Sister surrogate: Woman’s twin sister volunteers to carry her baby

Published: Nov. 7, 2019 at 10:32 AM CST
Email This Link
Share on Pinterest
Share on LinkedIn

SEATTLE, Wash. (Ivanhoe Newswire) -- Kaila Jorgensen had just gotten engaged when she was diagnosed with breast cancer. Her outlook for having a baby got worse when doctors found out how advanced her cancer was.

That’s when Jorgensen’s twin sister, Danielle, volunteered to have the baby and make Jorgensen’s dream come true.

Kaila and Aaron Jorgensen still can’t get enough of two-month-old Finn. And they’re still in awe of the gift Jorgensen’s twin, Danielle Rants, gave them.

“She gave us something that we didn’t know if we could ever have, that we have wanted more than anything in the world,” Jorgensen said.

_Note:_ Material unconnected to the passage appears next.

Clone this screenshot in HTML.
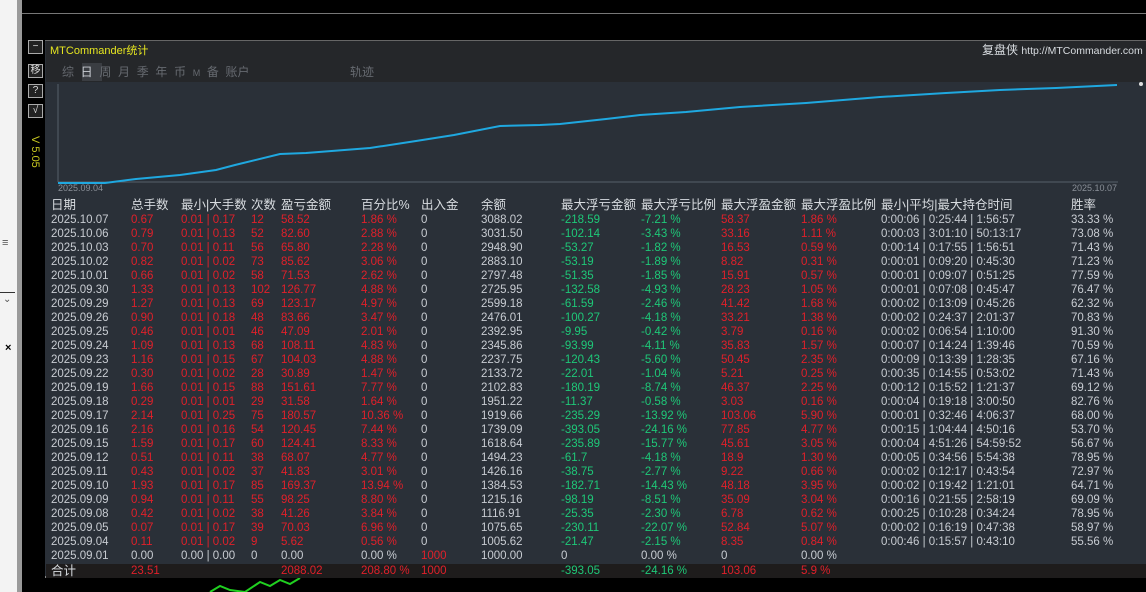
<!DOCTYPE html>
<html><head><meta charset="utf-8"><style>
*{margin:0;padding:0;box-sizing:border-box}
body{width:1146px;height:592px;background:#000;position:relative;overflow:hidden;font-family:"Liberation Sans","Noto Sans CJK SC",sans-serif}
.ab{position:absolute}
.t{position:absolute;font-size:11.5px;white-space:nowrap;line-height:14px}
.w{color:#c8ccd2}.r{color:#e0202a}.g{color:#1ec878}.h{color:#d8dce0;font-size:12.5px}
.btn{position:absolute;left:28px;width:15px;height:14px;border:1px solid #aaa;color:#ddd;font-size:10px;text-align:center;line-height:12px;background:#222}
</style></head><body>
<div class="ab" style="left:0;top:0;width:17px;height:592px;background:#f3f3f3"></div>
<div class="ab" style="left:17px;top:0;width:5px;height:592px;background:#9a9a9a"></div>
<div class="ab" style="left:0;top:292px;width:15px;height:1px;background:#333"></div>
<div class="t" style="left:2px;top:236px;color:#555;font-size:11px">≡</div>
<div class="t" style="left:3px;top:293px;color:#555;font-size:10px">⌄</div>
<div class="t" style="left:5px;top:341px;color:#000;font-size:11px;font-weight:bold">×</div>
<div class="ab" style="left:22px;top:13px;width:1124px;height:1px;background:#777"></div>
<div class="btn" style="top:40px">−</div>
<div class="btn" style="top:64px">移</div>
<div class="btn" style="top:84px">?</div>
<div class="btn" style="top:104px">√</div>
<div class="t" style="top:136px;color:#c8c820;font-size:11px;transform:rotate(90deg);transform-origin:left top;left:42px">V 5.05</div>
<div class="ab" style="left:45px;top:40px;width:1101px;height:538px;background:#2a3038;border-top:1px solid #666;border-bottom:2px solid #888"></div>
<div class="ab" style="left:46px;top:41px;width:1100px;height:41px;background:#25272a"></div>
<div class="t" style="left:50px;top:44px;color:#e6e620;font-size:11px">MTCommander统计</div>
<div class="t" style="left:982px;top:43px;color:#d8dce0;font-size:12px">复盘侠 <span style="font-size:10.5px">http://MTCommander.com</span></div>
<div class="ab" style="left:82px;top:63px;width:20px;height:18px;background:#3a3d42"></div>
<div class="t" style="left:62px;top:65px;color:#666a70;font-size:12px;word-spacing:0">综&nbsp; <span style="color:#c8ccd2">日</span>&nbsp; 周&nbsp; 月&nbsp; 季&nbsp; 年&nbsp; 币&nbsp; <span style="font-size:9px">M</span>&nbsp; 备&nbsp; 账户</div>
<div class="t" style="left:350px;top:65px;color:#666a70;font-size:12px">轨迹</div>
<svg class="ab" style="left:46px;top:82px" width="1100" height="110">
<line x1="12" y1="2" x2="12" y2="100" stroke="#55606a"/>
<line x1="12" y1="100" x2="1072" y2="100" stroke="#55606a"/>
<polyline fill="none" stroke="#1fa8e0" stroke-width="2" points="12,101 59,101 90,97 134,93 170,88 189,83 234,72 260,71 324,66 370,59 408,53 454,44 494,43 514,42 560,37 594,33 640,30 694,25 760,21 834,15 900,11 954,8 1010,6 1071,3"/>
<circle cx="1095" cy="2" r="2" fill="#ddd"/>
</svg>
<div class="t" style="left:58px;top:181px;color:#8a9098;font-size:9px">2025.09.04</div>
<div class="t" style="left:1072px;top:181px;color:#8a9098;font-size:9px">2025.10.07</div>
<div class="ab" style="left:46px;top:564px;width:1100px;height:14px;background:#1e1c1c"></div>
<div id="tb"></div>
<svg class="ab" style="left:200px;top:578px" width="110" height="14"><polyline fill="none" stroke="#20d020" stroke-width="2" points="10,14 20,8 30,12 45,14 60,4 70,8 80,2 90,6 100,0"/></svg>
<script>
const cols=[51,131,181,251,281,361,421,481,561,641,721,801,881,1071];
const H=["日期","总手数","最小|大手数","次数","盈亏金额","百分比%","出入金","余额","最大浮亏金额","最大浮亏比例","最大浮盈金额","最大浮盈比例","最小|平均|最大持仓时间","胜率"];
const D=`2025.10.07,0.67,0.01 | 0.17,12,58.52,1.86 %,0,3088.02,-218.59,-7.21 %,58.37,1.86 %,0:00:06 | 0:25:44 | 1:56:57,33.33 %
2025.10.06,0.79,0.01 | 0.13,52,82.60,2.88 %,0,3031.50,-102.14,-3.43 %,33.16,1.11 %,0:00:03 | 3:01:10 | 50:13:17,73.08 %
2025.10.03,0.70,0.01 | 0.11,56,65.80,2.28 %,0,2948.90,-53.27,-1.82 %,16.53,0.59 %,0:00:14 | 0:17:55 | 1:56:51,71.43 %
2025.10.02,0.82,0.01 | 0.02,73,85.62,3.06 %,0,2883.10,-53.19,-1.89 %,8.82,0.31 %,0:00:01 | 0:09:20 | 0:45:30,71.23 %
2025.10.01,0.66,0.01 | 0.02,58,71.53,2.62 %,0,2797.48,-51.35,-1.85 %,15.91,0.57 %,0:00:01 | 0:09:07 | 0:51:25,77.59 %
2025.09.30,1.33,0.01 | 0.13,102,126.77,4.88 %,0,2725.95,-132.58,-4.93 %,28.23,1.05 %,0:00:01 | 0:07:08 | 0:45:47,76.47 %
2025.09.29,1.27,0.01 | 0.13,69,123.17,4.97 %,0,2599.18,-61.59,-2.46 %,41.42,1.68 %,0:00:02 | 0:13:09 | 0:45:26,62.32 %
2025.09.26,0.90,0.01 | 0.18,48,83.66,3.47 %,0,2476.01,-100.27,-4.18 %,33.21,1.38 %,0:00:02 | 0:24:37 | 2:01:37,70.83 %
2025.09.25,0.46,0.01 | 0.01,46,47.09,2.01 %,0,2392.95,-9.95,-0.42 %,3.79,0.16 %,0:00:02 | 0:06:54 | 1:10:00,91.30 %
2025.09.24,1.09,0.01 | 0.13,68,108.11,4.83 %,0,2345.86,-93.99,-4.11 %,35.83,1.57 %,0:00:07 | 0:14:24 | 1:39:46,70.59 %
2025.09.23,1.16,0.01 | 0.15,67,104.03,4.88 %,0,2237.75,-120.43,-5.60 %,50.45,2.35 %,0:00:09 | 0:13:39 | 1:28:35,67.16 %
2025.09.22,0.30,0.01 | 0.02,28,30.89,1.47 %,0,2133.72,-22.01,-1.04 %,5.21,0.25 %,0:00:35 | 0:14:55 | 0:53:02,71.43 %
2025.09.19,1.66,0.01 | 0.15,88,151.61,7.77 %,0,2102.83,-180.19,-8.74 %,46.37,2.25 %,0:00:12 | 0:15:52 | 1:21:37,69.12 %
2025.09.18,0.29,0.01 | 0.01,29,31.58,1.64 %,0,1951.22,-11.37,-0.58 %,3.03,0.16 %,0:00:04 | 0:19:18 | 3:00:50,82.76 %
2025.09.17,2.14,0.01 | 0.25,75,180.57,10.36 %,0,1919.66,-235.29,-13.92 %,103.06,5.90 %,0:00:01 | 0:32:46 | 4:06:37,68.00 %
2025.09.16,2.16,0.01 | 0.16,54,120.45,7.44 %,0,1739.09,-393.05,-24.16 %,77.85,4.77 %,0:00:15 | 1:04:44 | 4:50:16,53.70 %
2025.09.15,1.59,0.01 | 0.17,60,124.41,8.33 %,0,1618.64,-235.89,-15.77 %,45.61,3.05 %,0:00:04 | 4:51:26 | 54:59:52,56.67 %
2025.09.12,0.51,0.01 | 0.11,38,68.07,4.77 %,0,1494.23,-61.7,-4.18 %,18.9,1.30 %,0:00:05 | 0:34:56 | 5:54:38,78.95 %
2025.09.11,0.43,0.01 | 0.02,37,41.83,3.01 %,0,1426.16,-38.75,-2.77 %,9.22,0.66 %,0:00:02 | 0:12:17 | 0:43:54,72.97 %
2025.09.10,1.93,0.01 | 0.17,85,169.37,13.94 %,0,1384.53,-182.71,-14.43 %,48.18,3.95 %,0:00:02 | 0:19:42 | 1:21:01,64.71 %
2025.09.09,0.94,0.01 | 0.11,55,98.25,8.80 %,0,1215.16,-98.19,-8.51 %,35.09,3.04 %,0:00:16 | 0:21:55 | 2:58:19,69.09 %
2025.09.08,0.42,0.01 | 0.02,38,41.26,3.84 %,0,1116.91,-25.35,-2.30 %,6.78,0.62 %,0:00:25 | 0:10:28 | 0:34:24,78.95 %
2025.09.05,0.07,0.01 | 0.17,39,70.03,6.96 %,0,1075.65,-230.11,-22.07 %,52.84,5.07 %,0:00:02 | 0:16:19 | 0:47:38,58.97 %
2025.09.04,0.11,0.01 | 0.02,9,5.62,0.56 %,0,1005.62,-21.47,-2.15 %,8.35,0.84 %,0:00:46 | 0:15:57 | 0:43:10,55.56 %`.split("\n").map(l=>l.split(","));
const cls=["w","r","r","r","r","r","w","w","g","g","r","r","w","w"];
let h="";
H.forEach((s,i)=>h+=`<div class="t h" style="left:${cols[i]}px;top:198px">${s}</div>`);
D.forEach((r,j)=>r.forEach((s,i)=>h+=`<div class="t ${cls[i]}" style="left:${cols[i]}px;top:${213+j*14}px">${s}</div>`));
const last=["2025.09.01","0.00","0.00 | 0.00","0","0.00","0.00 %","1000","1000.00","0","0.00 %","0","0.00 %","",""];
const lc=["w","w","w","w","w","w","r","w","w","w","w","w","w","w"];
last.forEach((s,i)=>h+=`<div class="t ${lc[i]}" style="left:${cols[i]}px;top:549px">${s}</div>`);
const tot=["合计","23.51","","","2088.02","208.80 %","1000","","-393.05","-24.16 %","103.06","5.9 %","",""];
const tc=["h","r","r","r","r","r","r","w","g","g","r","r","w","w"];
tot.forEach((s,i)=>h+=`<div class="t ${tc[i]}" style="left:${cols[i]}px;top:564px">${s}</div>`);
document.getElementById("tb").innerHTML=h;
</script>
</body></html>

When she was diagnosed with breast cancer in 2016, Jorgensen started the egg retrieval process, so she could have a baby when chemo ended.

“About two weeks into that process, we found out it was stage four. So, we had to stop all hormone treatments, stop everything, and get going in chemo as fast as possible,” Jorgensen said.

“Something about being a twin and growing up together and always being by each other’s side," said Rants. "It just felt like it was what I needed to do, and they really wanted a baby in their lives. And I could do it for them, and it was a no-brainer.”

Because Jorgensen is BRCA positive, increasing her risk of more cancer, Jorgensen’s egg was fertilized with Jorgensen’s sperm in utero. She had the baby in June and named him Finn Daniel in honor of her.

“There’s nothing that we can ever say or do to show her how much this means to us, and we try every day. But I can tell by the way that she looks at him and by the way that she sees us all together that she thought it was worth it,” Jorgensen said.

Washington state, where the family lives, recently changed its surrogacy laws, so Jorgensen is listed as Finn’s birth mother on his birth certificate.

Rants says she would encourage surrogacy for others if they are sure they want to do it. Otherwise, counseling and talking to others who’ve done it could help make the decision either way.